**DIRECTIONS FOR THIS TASK:**
Review the lines that follow and copy each one that contains the word "screenshot".

· · · · ·

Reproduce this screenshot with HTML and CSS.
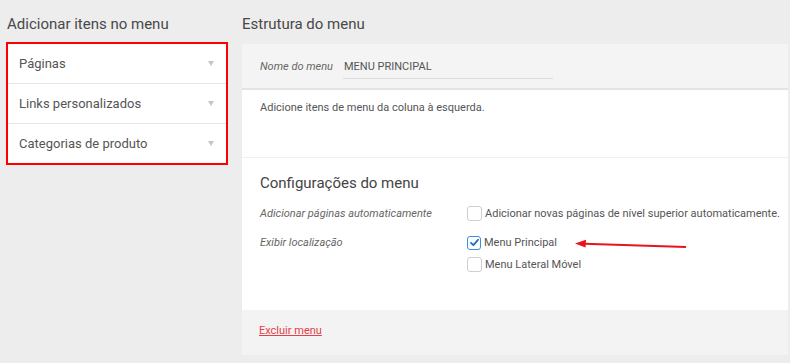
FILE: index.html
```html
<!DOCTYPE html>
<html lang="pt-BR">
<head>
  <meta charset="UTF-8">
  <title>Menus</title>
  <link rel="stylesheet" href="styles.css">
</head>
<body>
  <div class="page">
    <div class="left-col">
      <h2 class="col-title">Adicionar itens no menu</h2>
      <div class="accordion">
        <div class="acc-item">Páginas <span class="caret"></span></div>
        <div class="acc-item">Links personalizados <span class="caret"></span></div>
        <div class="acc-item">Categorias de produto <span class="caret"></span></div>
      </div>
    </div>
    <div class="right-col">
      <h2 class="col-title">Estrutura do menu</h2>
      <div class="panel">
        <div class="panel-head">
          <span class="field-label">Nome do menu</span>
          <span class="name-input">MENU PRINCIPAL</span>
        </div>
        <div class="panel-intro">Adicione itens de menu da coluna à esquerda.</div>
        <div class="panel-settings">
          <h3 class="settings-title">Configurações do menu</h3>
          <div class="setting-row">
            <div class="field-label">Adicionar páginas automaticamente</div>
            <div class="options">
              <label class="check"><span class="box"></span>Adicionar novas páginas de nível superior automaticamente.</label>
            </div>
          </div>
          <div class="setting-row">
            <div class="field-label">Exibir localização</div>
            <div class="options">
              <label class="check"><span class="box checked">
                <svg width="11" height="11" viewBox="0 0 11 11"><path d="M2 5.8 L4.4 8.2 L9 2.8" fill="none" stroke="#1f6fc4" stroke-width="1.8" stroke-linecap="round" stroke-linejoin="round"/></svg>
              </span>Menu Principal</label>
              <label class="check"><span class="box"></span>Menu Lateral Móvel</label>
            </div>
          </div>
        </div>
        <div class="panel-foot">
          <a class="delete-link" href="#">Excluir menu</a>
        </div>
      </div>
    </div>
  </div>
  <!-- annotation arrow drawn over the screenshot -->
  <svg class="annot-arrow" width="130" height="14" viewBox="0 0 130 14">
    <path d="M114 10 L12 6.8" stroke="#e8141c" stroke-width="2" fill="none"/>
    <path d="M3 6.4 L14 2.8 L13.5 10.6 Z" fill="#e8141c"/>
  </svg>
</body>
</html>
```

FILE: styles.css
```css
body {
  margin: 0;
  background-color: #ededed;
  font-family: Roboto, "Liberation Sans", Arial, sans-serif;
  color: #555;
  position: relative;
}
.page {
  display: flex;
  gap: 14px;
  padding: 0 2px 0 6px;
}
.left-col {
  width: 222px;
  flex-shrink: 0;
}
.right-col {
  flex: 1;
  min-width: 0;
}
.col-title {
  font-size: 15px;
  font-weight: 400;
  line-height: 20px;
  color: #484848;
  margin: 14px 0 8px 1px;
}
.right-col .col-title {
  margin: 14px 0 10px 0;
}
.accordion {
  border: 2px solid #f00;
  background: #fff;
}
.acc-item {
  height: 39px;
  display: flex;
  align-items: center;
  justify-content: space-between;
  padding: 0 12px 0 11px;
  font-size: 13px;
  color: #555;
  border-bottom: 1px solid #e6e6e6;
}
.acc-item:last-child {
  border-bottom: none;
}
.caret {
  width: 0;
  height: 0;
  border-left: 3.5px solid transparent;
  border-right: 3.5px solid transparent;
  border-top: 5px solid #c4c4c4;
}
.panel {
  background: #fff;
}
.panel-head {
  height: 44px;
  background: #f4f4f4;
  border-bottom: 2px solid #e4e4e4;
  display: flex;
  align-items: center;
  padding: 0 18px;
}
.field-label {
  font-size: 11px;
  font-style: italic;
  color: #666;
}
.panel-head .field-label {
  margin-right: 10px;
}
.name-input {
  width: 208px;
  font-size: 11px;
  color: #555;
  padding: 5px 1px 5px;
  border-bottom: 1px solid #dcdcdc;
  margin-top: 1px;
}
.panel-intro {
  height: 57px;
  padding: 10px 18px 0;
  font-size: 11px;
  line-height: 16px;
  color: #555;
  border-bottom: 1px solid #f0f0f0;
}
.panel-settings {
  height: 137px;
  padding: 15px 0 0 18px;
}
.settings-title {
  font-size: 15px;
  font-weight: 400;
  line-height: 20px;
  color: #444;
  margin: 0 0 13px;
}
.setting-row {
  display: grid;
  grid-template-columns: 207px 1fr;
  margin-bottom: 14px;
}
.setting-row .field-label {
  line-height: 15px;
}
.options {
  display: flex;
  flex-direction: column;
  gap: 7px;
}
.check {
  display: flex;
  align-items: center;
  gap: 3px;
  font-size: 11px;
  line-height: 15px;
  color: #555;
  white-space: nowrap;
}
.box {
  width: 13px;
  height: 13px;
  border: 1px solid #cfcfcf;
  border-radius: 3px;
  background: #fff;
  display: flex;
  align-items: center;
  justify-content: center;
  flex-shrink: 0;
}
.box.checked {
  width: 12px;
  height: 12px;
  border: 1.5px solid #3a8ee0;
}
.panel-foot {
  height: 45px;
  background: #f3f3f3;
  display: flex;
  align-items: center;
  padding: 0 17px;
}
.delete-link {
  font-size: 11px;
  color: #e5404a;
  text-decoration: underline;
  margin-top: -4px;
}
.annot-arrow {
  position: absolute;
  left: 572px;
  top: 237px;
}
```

· · · · ·

**RESPONSE TO THE EXERCISE:**
Reproduce this screenshot with HTML and CSS.
  <!-- annotation arrow drawn over the screenshot -->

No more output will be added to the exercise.